Imagine you're running 20 microservices, one for each separate context. Integrating 20 microservices by a client is a complete no-go. So what do you do instead? You setup a service discovery, each microservice registering itself into it upon deployment, and the frontend for all your microservices being an API Gateway, talking to the discovery service handling the routing to respective microservice instances. This way the client may integrate a single hostname, having all microservice available to them, without needing to remember 20 different targets.

But you come across a problem. You want to be able to easily configure the API Gateway, routing the FE request to an appropriate microservice based on the URL prefix. This is not possible to do out of the box, if you have different bases for a single microservice, you will need to introduce some form of rerouting:

  • when FE base is groups, pass it to user-management-service microservice,
  • when FE base is users, pass it to user-management-service microservice.

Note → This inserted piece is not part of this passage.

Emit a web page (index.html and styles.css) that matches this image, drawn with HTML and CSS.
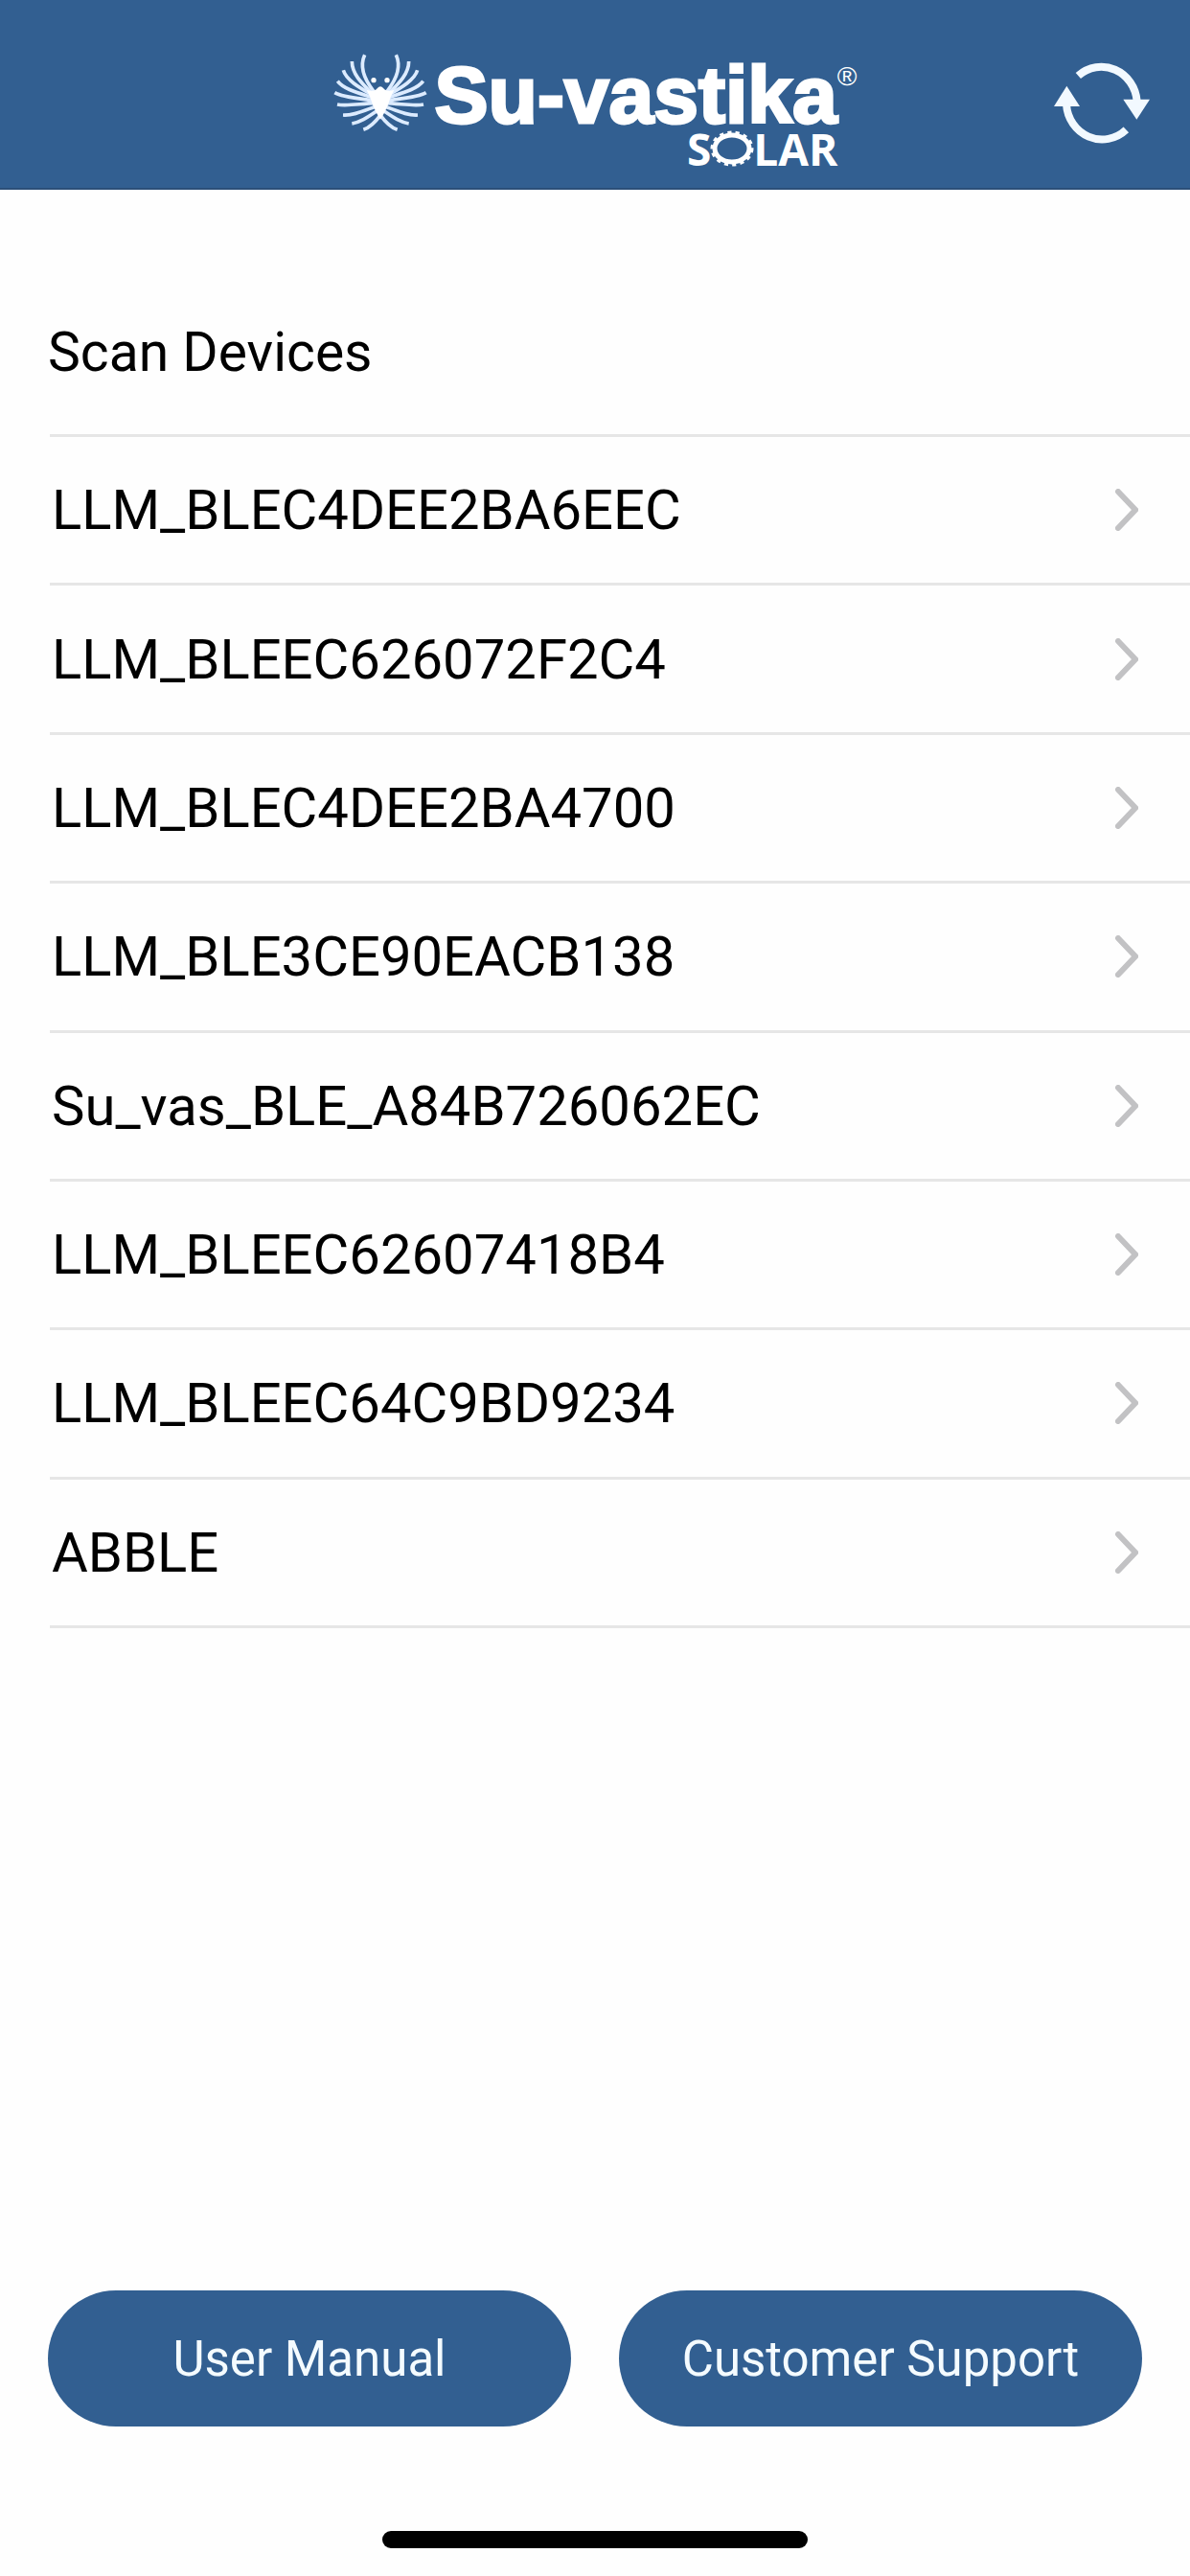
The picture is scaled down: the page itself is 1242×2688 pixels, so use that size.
FILE: index.html
```html
<!DOCTYPE html>
<html lang="en">
<head>
<meta charset="utf-8">
<meta name="viewport" content="width=device-width, initial-scale=1">
<title>Scan Devices</title>
<link rel="stylesheet" href="styles.css">
</head>
<body>
  <header class="topbar">
    <div class="logo">
      <svg class="bird" viewBox="54 72 294 252" aria-hidden="true">
        <g id="wing">
          <path d="M152 82 C138 112 144 150 180 196"/>
          <path d="M112 102 C112 140 140 168 174 202"/>
          <path d="M85 130 C94 160 134 184 174 206"/>
          <path d="M67 164 C86 190 136 202 178 216"/>
          <path d="M58 200 C85 216 138 218 182 225"/>
          <path d="M66 237 C95 243 140 234 186 233"/>
          <path d="M84 270 C118 272 150 256 190 242"/>
          <path d="M112 297 C142 292 165 274 195 254"/>
          <path d="M148 316 C172 308 187 290 203 268"/>
        </g>
        <use href="#wing" transform="translate(402 0) scale(-1 1)"/>
        <path class="solid" d="M158 192 Q184 198 191 187 Q201 174 211 187 Q218 198 244 192 Q232 212 225 238 Q216 262 201 284 Q186 262 177 238 Q170 212 158 192 Z"/>
        <circle class="solid" cx="180" cy="161" r="8"/>
        <circle class="solid" cx="222" cy="161" r="8"/>
      </svg>
      <div class="wordmark">
        <div class="brand">Su-vastika<span class="reg">®</span></div>
        <div class="solar">S<svg class="sun" viewBox="0 0 44 38" aria-hidden="true">
            <ellipse class="rays" cx="22" cy="17" rx="20" ry="16"/>
            <ellipse class="ring" cx="22" cy="17" rx="18" ry="14"/>
          </svg>LAR</div>
      </div>
    </div>
    <button type="button" class="refresh" aria-label="Refresh">
      <svg viewBox="117 70 300 264" aria-hidden="true">
        <path class="arc" d="M193 118 A112 117 0 0 1 377 198"/>
        <path class="arc" d="M343 287 A112 117 0 0 1 156 208"/>
        <path class="head" d="M334 192 H417 L376 255 Z"/>
        <path class="head" d="M117 214 H198 L157 150 Z"/>
      </svg>
    </button>
  </header>

  <main>
    <h1>Scan Devices</h1>
    <ul class="devices">
      <li><a href="#">LLM_BLEC4DEE2BA6EEC <svg class="chevron" viewBox="0 0 24 44"><path d="M3 3 L21 22 L3 41"/></svg></a></li>
      <li><a href="#">LLM_BLEEC626072F2C4 <svg class="chevron" viewBox="0 0 24 44"><path d="M3 3 L21 22 L3 41"/></svg></a></li>
      <li><a href="#">LLM_BLEC4DEE2BA4700 <svg class="chevron" viewBox="0 0 24 44"><path d="M3 3 L21 22 L3 41"/></svg></a></li>
      <li><a href="#">LLM_BLE3CE90EACB138 <svg class="chevron" viewBox="0 0 24 44"><path d="M3 3 L21 22 L3 41"/></svg></a></li>
      <li><a href="#">Su_vas_BLE_A84B726062EC <svg class="chevron" viewBox="0 0 24 44"><path d="M3 3 L21 22 L3 41"/></svg></a></li>
      <li><a href="#">LLM_BLEEC62607418B4 <svg class="chevron" viewBox="0 0 24 44"><path d="M3 3 L21 22 L3 41"/></svg></a></li>
      <li><a href="#">LLM_BLEEC64C9BD9234 <svg class="chevron" viewBox="0 0 24 44"><path d="M3 3 L21 22 L3 41"/></svg></a></li>
      <li><a href="#">ABBLE <svg class="chevron" viewBox="0 0 24 44"><path d="M3 3 L21 22 L3 41"/></svg></a></li>
    </ul>
  </main>

  <footer>
    <div class="actions">
      <button type="button">User Manual</button>
      <button type="button">Customer Support</button>
    </div>
    <div class="home-bar"></div>
  </footer>
</body>
</html>
```
FILE: styles.css
```css
* {
  box-sizing: border-box;
}

body {
  margin: 0;
  min-height: 100vh;
  display: flex;
  flex-direction: column;
  background-color: #fefefe;
  color: #000;
  font-family: Roboto, "Liberation Sans", sans-serif;
}

button {
  border: none;
  cursor: pointer;
  font-family: inherit;
}

/* header */
.topbar {
  display: grid;
  grid-template-columns: 1fr auto 1fr;
  align-items: start;
  padding: 54px 42px 20px;
  background-color: #325f91;
  border-bottom: 2px solid #2c4f79;
  color: #fff;
}

.logo {
  grid-column: 2;
  display: flex;
  gap: 8px;
}

.bird {
  width: 98px;
  height: 84px;
  fill: none;
  stroke: #dcebff;
  stroke-width: 11;
}

.bird .solid {
  fill: #fff;
  stroke: none;
}

.wordmark {
  padding-top: 6px;
}

.brand {
  display: flex;
  font-family: "Liberation Sans", sans-serif;
  font-size: 84px;
  font-weight: bold;
  line-height: 78px;
  -webkit-text-stroke: 3px #fff;
}

.reg {
  font-size: 28px;
  font-weight: normal;
  line-height: 40px;
  -webkit-text-stroke: 0;
}

.solar {
  display: flex;
  justify-content: flex-end;
  padding-right: 20px;
  font-family: "Open Sans", sans-serif;
  font-size: 46px;
  font-weight: bold;
  line-height: 34px;
}

.sun {
  width: 44px;
  height: 38px;
  overflow: visible;
  fill: none;
  stroke: #fff;
}

.sun .ring {
  stroke-width: 5;
}

.sun .rays {
  stroke-width: 5;
  stroke-dasharray: 4 4;
}

.refresh {
  justify-self: end;
  margin-top: 9px;
  padding: 0;
  background: none;
}

.refresh svg {
  display: block;
  width: 100px;
  height: 88px;
}

.refresh .arc {
  fill: none;
  stroke: #f2f9ff;
  stroke-width: 24;
}

.refresh .head {
  fill: #f2f9ff;
}

/* device list */
h1 {
  margin: 0;
  padding: 138px 50px 53px;
  font-size: 57px;
  font-weight: normal;
  line-height: 64px;
}

.devices {
  display: grid;
  grid-auto-rows: 1fr;
  min-height: 1246px;
  margin: 0 0 0 52px;
  padding: 0;
  list-style: none;
  border-top: 3px solid #e6e6e6;
}

.devices li {
  border-bottom: 3px solid #e6e6e6;
}

.devices a {
  display: flex;
  align-items: center;
  justify-content: space-between;
  height: 100%;
  padding: 0 54px 0 2px;
  color: inherit;
  font-size: 58px;
  text-decoration: none;
}

.chevron {
  width: 24px;
  height: 44px;
  fill: none;
  stroke: #c2c2c4;
  stroke-width: 6;
  stroke-linecap: round;
}

/* bottom buttons */
footer {
  margin-top: auto;
  padding: 0 50px 29px;
}

.actions {
  display: grid;
  grid-template-columns: 1fr 1fr;
  gap: 50px;
}

.actions button {
  height: 142px;
  border-radius: 71px;
  background-color: #325f91;
  color: #f4fbff;
  font-size: 51px;
}

.home-bar {
  width: 444px;
  height: 18px;
  margin: 109px auto 0;
  border-radius: 9px;
  background-color: #000;
}
```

But then situation complicates even further. You introduce a second microservice which also supports groups. And you also model the groups as a base. Now how are you going to distinguish that on the API Gateway level? You need to introduce a mechanism to do so, so you prefix your current endpoints by a unifying base, changing your API Gateway configuration:

  • when FE base is user-management, pass it to user-management-service microservice,
  • when FE base is car-management, pass it to car-management-service.

If you define base for a microservice based on its context right out of the box, it will make your potential routing in the future thousands times easier.